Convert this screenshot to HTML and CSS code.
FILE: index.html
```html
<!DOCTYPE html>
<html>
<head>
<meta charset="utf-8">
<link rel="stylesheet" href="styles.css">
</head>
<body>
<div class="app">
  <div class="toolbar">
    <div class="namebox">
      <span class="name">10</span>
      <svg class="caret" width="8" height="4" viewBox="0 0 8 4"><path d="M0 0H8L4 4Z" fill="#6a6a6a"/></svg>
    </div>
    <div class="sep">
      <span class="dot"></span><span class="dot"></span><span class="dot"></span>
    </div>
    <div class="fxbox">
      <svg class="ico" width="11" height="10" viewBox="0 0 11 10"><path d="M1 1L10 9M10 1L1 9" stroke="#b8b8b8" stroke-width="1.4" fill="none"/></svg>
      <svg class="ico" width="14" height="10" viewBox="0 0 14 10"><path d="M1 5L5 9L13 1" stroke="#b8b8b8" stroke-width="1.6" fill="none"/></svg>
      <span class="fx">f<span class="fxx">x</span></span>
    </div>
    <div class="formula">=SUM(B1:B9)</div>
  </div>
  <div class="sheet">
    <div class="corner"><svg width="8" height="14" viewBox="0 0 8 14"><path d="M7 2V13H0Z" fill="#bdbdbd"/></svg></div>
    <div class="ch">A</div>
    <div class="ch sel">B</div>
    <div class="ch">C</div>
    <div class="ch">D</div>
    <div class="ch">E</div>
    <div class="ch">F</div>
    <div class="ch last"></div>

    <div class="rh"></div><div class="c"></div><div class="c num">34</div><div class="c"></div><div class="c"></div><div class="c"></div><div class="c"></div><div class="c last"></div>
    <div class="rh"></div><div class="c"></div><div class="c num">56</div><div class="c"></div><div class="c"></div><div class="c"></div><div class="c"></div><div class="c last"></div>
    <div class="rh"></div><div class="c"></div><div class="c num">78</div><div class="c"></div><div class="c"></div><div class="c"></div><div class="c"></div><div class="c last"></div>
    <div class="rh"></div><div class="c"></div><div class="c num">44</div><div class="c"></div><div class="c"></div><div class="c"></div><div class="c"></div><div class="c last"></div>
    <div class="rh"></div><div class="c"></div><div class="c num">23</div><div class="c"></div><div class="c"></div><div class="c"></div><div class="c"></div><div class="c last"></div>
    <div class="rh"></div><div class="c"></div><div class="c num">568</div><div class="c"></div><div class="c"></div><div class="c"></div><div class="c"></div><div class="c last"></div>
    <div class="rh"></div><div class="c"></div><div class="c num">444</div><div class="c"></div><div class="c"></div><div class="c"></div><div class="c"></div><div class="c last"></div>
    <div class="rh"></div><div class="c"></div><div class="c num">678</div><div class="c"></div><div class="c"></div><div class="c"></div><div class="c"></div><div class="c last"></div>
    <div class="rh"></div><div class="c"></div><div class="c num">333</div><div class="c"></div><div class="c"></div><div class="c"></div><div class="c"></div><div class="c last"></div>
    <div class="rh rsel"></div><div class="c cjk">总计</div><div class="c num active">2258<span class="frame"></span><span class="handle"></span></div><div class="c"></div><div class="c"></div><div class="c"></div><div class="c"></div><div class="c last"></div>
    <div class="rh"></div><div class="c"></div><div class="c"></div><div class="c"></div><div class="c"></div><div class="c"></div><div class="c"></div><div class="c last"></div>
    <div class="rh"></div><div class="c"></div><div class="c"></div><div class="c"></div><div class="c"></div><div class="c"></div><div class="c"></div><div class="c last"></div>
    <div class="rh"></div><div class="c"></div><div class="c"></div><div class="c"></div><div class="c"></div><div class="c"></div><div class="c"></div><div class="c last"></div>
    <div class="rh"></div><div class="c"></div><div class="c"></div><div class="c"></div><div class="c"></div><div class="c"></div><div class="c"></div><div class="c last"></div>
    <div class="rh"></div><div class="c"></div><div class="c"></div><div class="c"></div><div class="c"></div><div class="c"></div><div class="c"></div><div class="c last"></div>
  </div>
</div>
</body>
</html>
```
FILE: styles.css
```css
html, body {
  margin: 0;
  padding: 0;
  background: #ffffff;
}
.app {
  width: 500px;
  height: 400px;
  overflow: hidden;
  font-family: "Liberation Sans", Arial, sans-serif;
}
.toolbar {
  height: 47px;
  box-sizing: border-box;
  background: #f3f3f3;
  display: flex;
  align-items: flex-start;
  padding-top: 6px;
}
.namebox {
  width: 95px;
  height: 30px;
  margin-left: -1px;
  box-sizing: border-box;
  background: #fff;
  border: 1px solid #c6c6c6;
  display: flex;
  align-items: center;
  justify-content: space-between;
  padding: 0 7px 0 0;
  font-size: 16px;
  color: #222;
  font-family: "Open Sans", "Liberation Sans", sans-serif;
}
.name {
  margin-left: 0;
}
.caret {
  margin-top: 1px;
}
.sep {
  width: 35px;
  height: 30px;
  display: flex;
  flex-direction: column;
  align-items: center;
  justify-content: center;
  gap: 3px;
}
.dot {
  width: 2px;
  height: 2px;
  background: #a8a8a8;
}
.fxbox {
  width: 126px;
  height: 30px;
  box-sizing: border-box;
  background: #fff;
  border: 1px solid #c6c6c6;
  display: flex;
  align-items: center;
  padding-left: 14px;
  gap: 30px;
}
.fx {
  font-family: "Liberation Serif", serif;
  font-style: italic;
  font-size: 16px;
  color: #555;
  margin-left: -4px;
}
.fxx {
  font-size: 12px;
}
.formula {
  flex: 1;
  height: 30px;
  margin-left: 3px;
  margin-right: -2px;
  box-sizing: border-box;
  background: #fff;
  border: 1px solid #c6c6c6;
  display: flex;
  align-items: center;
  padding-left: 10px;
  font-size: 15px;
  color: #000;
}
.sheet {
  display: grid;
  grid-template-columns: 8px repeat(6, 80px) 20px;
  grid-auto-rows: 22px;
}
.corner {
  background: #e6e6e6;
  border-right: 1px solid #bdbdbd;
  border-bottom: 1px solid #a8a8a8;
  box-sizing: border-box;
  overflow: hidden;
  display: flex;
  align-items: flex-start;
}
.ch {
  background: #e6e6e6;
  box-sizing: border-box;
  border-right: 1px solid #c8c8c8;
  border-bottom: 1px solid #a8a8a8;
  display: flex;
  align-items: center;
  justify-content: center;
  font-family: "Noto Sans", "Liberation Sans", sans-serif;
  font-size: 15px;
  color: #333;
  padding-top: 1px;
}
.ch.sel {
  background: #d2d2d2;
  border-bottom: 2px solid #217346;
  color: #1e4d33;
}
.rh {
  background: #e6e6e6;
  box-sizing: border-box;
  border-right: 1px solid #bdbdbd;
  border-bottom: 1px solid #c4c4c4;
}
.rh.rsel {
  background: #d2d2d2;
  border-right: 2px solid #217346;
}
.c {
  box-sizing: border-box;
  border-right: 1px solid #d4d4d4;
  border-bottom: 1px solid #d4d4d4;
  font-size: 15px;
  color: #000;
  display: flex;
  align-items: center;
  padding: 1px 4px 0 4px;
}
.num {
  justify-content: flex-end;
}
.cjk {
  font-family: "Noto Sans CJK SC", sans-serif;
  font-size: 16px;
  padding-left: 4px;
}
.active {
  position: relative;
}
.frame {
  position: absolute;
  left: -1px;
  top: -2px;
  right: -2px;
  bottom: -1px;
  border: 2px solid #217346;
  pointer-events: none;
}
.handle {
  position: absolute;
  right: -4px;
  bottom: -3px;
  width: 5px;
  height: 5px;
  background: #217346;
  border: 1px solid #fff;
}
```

--

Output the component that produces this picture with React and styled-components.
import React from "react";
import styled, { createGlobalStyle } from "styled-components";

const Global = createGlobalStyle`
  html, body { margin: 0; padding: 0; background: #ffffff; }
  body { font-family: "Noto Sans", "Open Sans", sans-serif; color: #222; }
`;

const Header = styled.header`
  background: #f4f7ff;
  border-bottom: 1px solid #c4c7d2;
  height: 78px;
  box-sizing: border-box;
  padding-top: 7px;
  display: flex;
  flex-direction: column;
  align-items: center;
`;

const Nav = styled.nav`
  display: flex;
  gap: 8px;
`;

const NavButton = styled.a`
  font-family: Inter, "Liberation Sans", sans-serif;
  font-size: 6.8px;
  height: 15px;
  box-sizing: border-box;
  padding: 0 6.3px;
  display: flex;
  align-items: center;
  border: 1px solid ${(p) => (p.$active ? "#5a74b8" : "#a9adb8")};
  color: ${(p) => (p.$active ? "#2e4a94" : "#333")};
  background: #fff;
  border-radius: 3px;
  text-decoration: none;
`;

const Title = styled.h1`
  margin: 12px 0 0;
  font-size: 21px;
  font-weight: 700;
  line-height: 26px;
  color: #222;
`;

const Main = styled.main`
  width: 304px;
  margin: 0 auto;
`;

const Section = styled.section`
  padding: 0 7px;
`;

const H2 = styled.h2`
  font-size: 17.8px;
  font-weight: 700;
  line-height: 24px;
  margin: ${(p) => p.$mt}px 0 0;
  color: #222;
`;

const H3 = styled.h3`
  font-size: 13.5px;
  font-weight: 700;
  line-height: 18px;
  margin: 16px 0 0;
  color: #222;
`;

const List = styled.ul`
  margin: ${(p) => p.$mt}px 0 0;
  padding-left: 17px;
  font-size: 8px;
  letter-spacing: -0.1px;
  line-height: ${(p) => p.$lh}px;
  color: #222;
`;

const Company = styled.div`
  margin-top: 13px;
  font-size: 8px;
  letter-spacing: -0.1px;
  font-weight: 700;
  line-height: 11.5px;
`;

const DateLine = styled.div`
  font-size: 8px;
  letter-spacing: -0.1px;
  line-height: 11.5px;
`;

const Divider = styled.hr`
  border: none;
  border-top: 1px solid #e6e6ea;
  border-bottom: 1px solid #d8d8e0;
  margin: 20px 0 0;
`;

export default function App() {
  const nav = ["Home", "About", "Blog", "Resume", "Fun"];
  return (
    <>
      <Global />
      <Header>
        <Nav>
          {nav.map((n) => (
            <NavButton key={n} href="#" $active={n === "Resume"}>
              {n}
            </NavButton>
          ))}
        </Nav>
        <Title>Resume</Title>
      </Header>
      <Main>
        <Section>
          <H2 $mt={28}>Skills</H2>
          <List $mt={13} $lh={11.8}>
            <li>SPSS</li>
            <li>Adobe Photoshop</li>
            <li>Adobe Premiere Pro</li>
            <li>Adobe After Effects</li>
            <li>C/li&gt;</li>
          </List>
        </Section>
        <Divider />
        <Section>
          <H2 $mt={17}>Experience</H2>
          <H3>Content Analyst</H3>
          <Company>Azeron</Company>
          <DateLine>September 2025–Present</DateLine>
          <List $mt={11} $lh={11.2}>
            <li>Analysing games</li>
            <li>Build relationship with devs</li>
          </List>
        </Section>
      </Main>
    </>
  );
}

### Instructions to follow
Give the count of lines in the listing that hold the word "this", with no other text.

### Exercise response
2